Politicians regularly extol the virtues of small-town life, where everyone knows your name, neighbors help out neighbors, dads play catch with their kids, the smell of burgers on the barbecue floats down the street, folks are possessed of common sense, a man's word is his bond ... you know what I mean, because you've heard it a thousand times before. But you'll almost never hear a politician wax poetic about the virtues of life in the big city. But guess what: Big cities have a culture, too, and one that the people who choose to live there feel pretty strongly about.
Ben Adler makes this point in an article at Newsweek that's worth reading, because it gives a perspective on the controversy over the Islamic center in Lower Manhattan that we haven't heard much:
Arguments in defense of the Park51 project in New York tend to fall into two categories. Some people assert, correctly, that to limit First Amendment protections to those activities we like is to eviscerate the Constitution.

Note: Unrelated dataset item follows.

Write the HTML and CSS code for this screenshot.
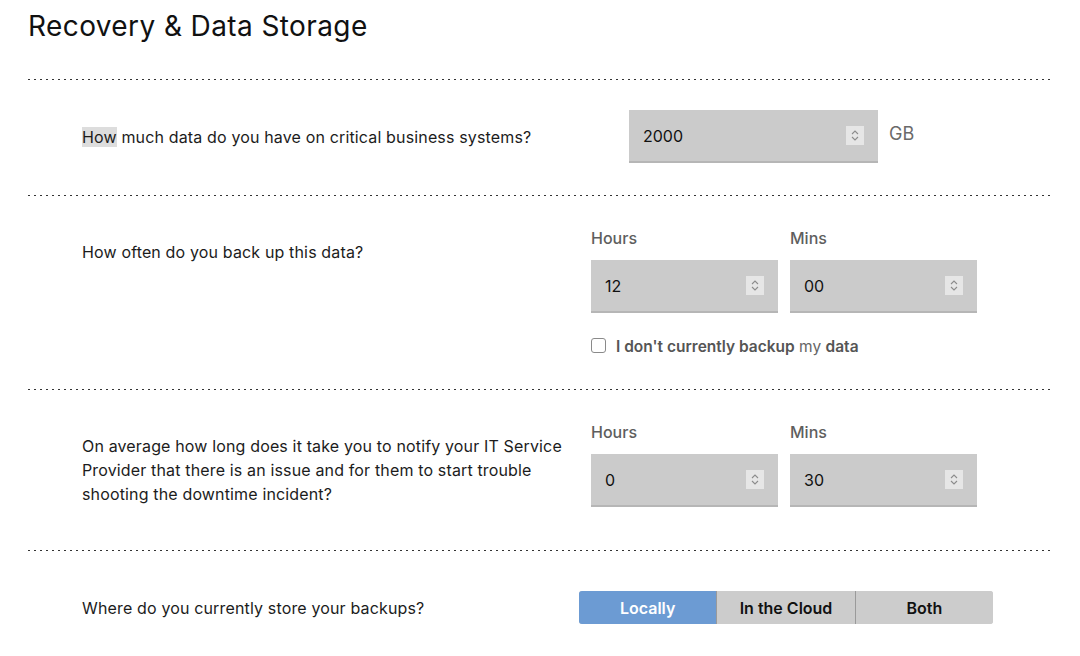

Others maintain that tolerating the project is smart geopolitics, that we must reach out to Muslim moderates at home and abroad. But what about the case for the Islamic center as an actual cultural benefit to the rest of us because of what it offers, not just what its presence says? One thing that has seemingly been lost in the debate is the beauty and cultural wealth that religious and ethnic pluralism brings to America as a whole and New York in particular.
The linguistic, religious, and cultural cacophony that exists in a place like New York is off-putting to some. But many people find it fascinating, exciting, dynamic, and enriching. Maybe it's not your cup of tea. But it's real America.